Pour éviter cette nouvelle explosion d’une classe moyenne conservatrice,mieux vaudrait peut-être, après avoir enterré Marx et la révolution prolétarienne, commener par enterrer Louis XIV, et comprendre qu’en France aussi, l’Etat, c’est nous.

2 commentaires

  1. Malgré sans doute un immense orgueil,Louis le Quatorzième a prononcé ce célèbre mot tout imbu et imprégné qu’il était de sa dimension de Père des Français,ceux-ci donc étant eux-meme l’  » état » .

    Quand je dis Je suis la Famille ( la mienne,avec 5 rejetons) je dis vrai,jusqu’à la majorité de mes enfants : ce n ‘est pas un orgueil mal plaçé,c’est reconnaitre l’entièreté de ce groupe,que je représente certes,mais pour lequel je suis pret à tout donner – enfin presque :) ) s’ils sont sages !

    On a dévoyé cette phrase célèbre,à mon avis,pour salir un peu plus la royauté ointe,ou la ridiculiser …
    Ce n’est que mon humble opînion,cher Jus !

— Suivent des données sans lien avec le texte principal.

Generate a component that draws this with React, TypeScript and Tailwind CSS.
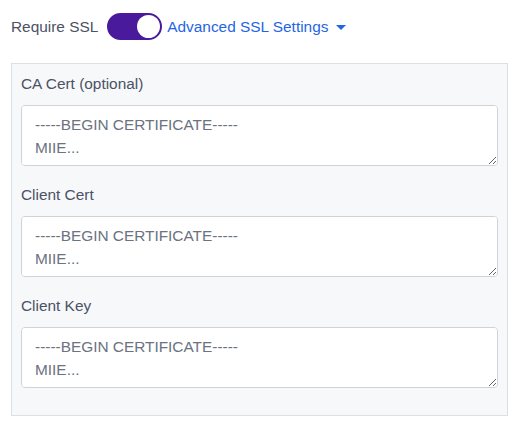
import { useState } from 'react';

const CERT_FIELDS = ['CA Cert (optional)', 'Client Cert', 'Client Key'];

const PLACEHOLDER = '-----BEGIN CERTIFICATE-----\nMIIE...';

export default function App() {
  const [ssl, setSsl] = useState(true);

  return (
    <div
      className="w-[517px] h-[428px] bg-white px-[11px] pt-[13px]"
      style={{ fontFamily: '"Liberation Sans", Arial, sans-serif' }}
    >
      {/* Top row */}
      <div className="flex items-center h-[27px]">
        <span className="text-[15.4px] text-[#4b5265]">Require SSL</span>
        <button
          type="button"
          onClick={() => setSsl(!ssl)}
          className="ml-[9px] w-[55px] h-[27px] rounded-full bg-[#4a1a9c] border-2 border-[#4a1a9c] flex items-center p-0"
        >
          <span
            className={`block w-[23px] h-[23px] rounded-full bg-white transition-transform ${
              ssl ? 'translate-x-[28px]' : 'translate-x-0'
            }`}
          />
        </button>
        <button type="button" className="ml-[5px] flex items-center text-[15.4px] text-[#1f66e5]">
          Advanced SSL Settings
          <svg width="10" height="6" viewBox="0 0 10 6" className="ml-[8px] mt-[3px]">
            <path d="M0 0 L10 0 L5 5 Z" fill="#1f66e5" />
          </svg>
        </button>
      </div>

      {/* Advanced panel */}
      <div className="mt-[23px] w-[497px] border border-[#dcdfe4] bg-[#f7f8fa] px-[9px] pt-[9px] pb-[9px]">
        {CERT_FIELDS.map((label) => (
          <div key={label} className="mb-[18px]">
            <label className="block text-[15.4px] leading-[22px] text-[#4b5265] mb-[10px]">{label}</label>
            <textarea
              placeholder={PLACEHOLDER}
              className="block w-[477px] h-[61px] rounded-[4px] border border-[#cfd3d9] bg-white px-[13px] py-[7px] text-[15.4px] leading-[23px] text-[#374151] placeholder:text-[#6b7280] outline-none"
            />
          </div>
        ))}
      </div>
    </div>
  );
}
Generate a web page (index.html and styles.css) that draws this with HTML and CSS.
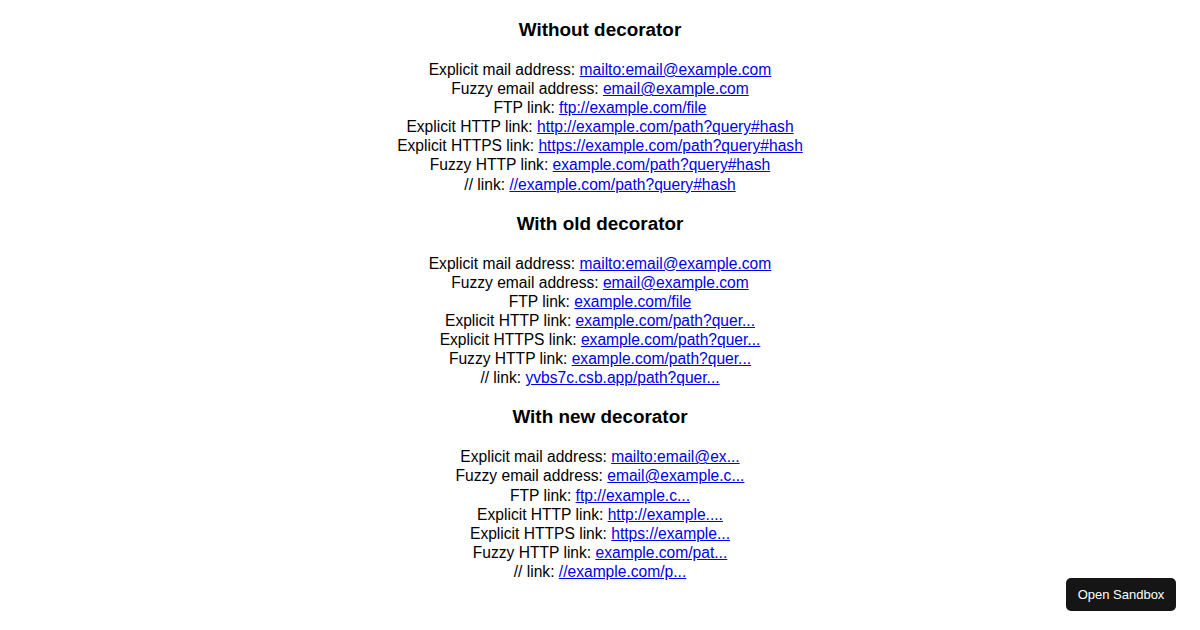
FILE: index.html
```html
<!DOCTYPE html>
<html>
<head>
<meta charset="utf-8">
<link rel="stylesheet" href="styles.css">
</head>
<body>
<div class="app">
  <h3>Without decorator</h3>
  <div class="list">
    <div>Explicit mail address: <a href="#">mailto:email@example.com</a></div>
    <div>Fuzzy email address: <a href="#">email@example.com</a></div>
    <div>FTP link: <a href="#">ftp://example.com/file</a></div>
    <div>Explicit HTTP link: <a href="#">http://example.com/path?query#hash</a></div>
    <div>Explicit HTTPS link: <a href="#">https://example.com/path?query#hash</a></div>
    <div>Fuzzy HTTP link: <a href="#">example.com/path?query#hash</a></div>
    <div>// link: <a href="#">//example.com/path?query#hash</a></div>
  </div>
  <h3>With old decorator</h3>
  <div class="list">
    <div>Explicit mail address: <a href="#">mailto:email@example.com</a></div>
    <div>Fuzzy email address: <a href="#">email@example.com</a></div>
    <div>FTP link: <a href="#">example.com/file</a></div>
    <div>Explicit HTTP link: <a href="#">example.com/path?quer...</a></div>
    <div>Explicit HTTPS link: <a href="#">example.com/path?quer...</a></div>
    <div>Fuzzy HTTP link: <a href="#">example.com/path?quer...</a></div>
    <div>// link: <a href="#">yvbs7c.csb.app/path?quer...</a></div>
  </div>
  <h3>With new decorator</h3>
  <div class="list">
    <div>Explicit mail address: <a href="#">mailto:email@ex...</a></div>
    <div>Fuzzy email address: <a href="#">email@example.c...</a></div>
    <div>FTP link: <a href="#">ftp://example.c...</a></div>
    <div>Explicit HTTP link: <a href="#">http://example....</a></div>
    <div>Explicit HTTPS link: <a href="#">https://example...</a></div>
    <div>Fuzzy HTTP link: <a href="#">example.com/pat...</a></div>
    <div>// link: <a href="#">//example.com/p...</a></div>
  </div>
</div>
<a class="sandbox" href="#">Open Sandbox</a>
</body>
</html>
```
FILE: styles.css
```css
html, body {
  margin: 0;
  padding: 0;
}
body {
  font-family: "Liberation Sans", Arial, sans-serif;
  font-size: 15.6px;
  color: #000;
  background: #fff;
}
.app {
  text-align: center;
  padding: 0 8px;
}
h3 {
  font-size: 18.9px;
  font-weight: bold;
  margin: 19px 0;
  line-height: 22px;
}
.list {
  line-height: 19.1px;
}
a {
  color: #0000ee;
  text-decoration: underline;
}
.sandbox {
  position: fixed;
  right: 24px;
  bottom: 19px;
  width: 110px;
  height: 33px;
  box-sizing: border-box;
  display: flex;
  align-items: center;
  justify-content: center;
  background: #151515;
  color: #fff;
  border-radius: 5px;
  font-size: 13px;
  text-decoration: none;
}
```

    Commentaire by jerome — 22 mars 2009 #

  2. A ma connaissance, cher Jérôme, cette phrase, dont l’authenticité est d’ailleurs controversée, a été prononcée par Louis XIV en réponse au Parlement de Paris, qui parlait de l’intérêt de l’État. Donc qui assimilait l’État à la France, et qui a été violemment et royalement contredit. Ce serait donc Louis XIV qui se serait arrogé le monopole de l’intérêt de l’Etat. De ce fait, quand la monarchie a été délégitimée en 1789, il y a eu lutte pour savoir qui allait désormais incarner l’Etat: le tiers-Etat, puis, graduellement, les Jacobins. On sait ce qu’il en fut, et la victoire de la bourgeoisie.
    Laquelle bourgeoisie a été graduellement dépossédée dans l’après-guerre. Dépossédée financièrement, puisque plus de 30% du revenu des Français leur vient par « redistribution » de prélèvements largement payés par ladite bourgeoisie. Dépossédée politiquement car, depuis Giscard et Barre elle n’a pas été au pouvoir alors qu’elle est le principal bailleur de fonds publics. Or Marx a dit que toute classe qui dominait économiquement finissait un jour ou l’autre par aussi dominer politiquement. Et elle a avec Sarkozy un Président dont le programme qui lui convenait. Ce qui se voit notamment par le fait qu’il y a moins de départs vers l’étranger de Français riches, et plus de retours. Si celui-ci -et la crise- lui donnent -encore une fois- le sentiment d’être trahie, il y aura bien révolte. Mais pas celle qu’annonce M. Fabius avec gourmandise.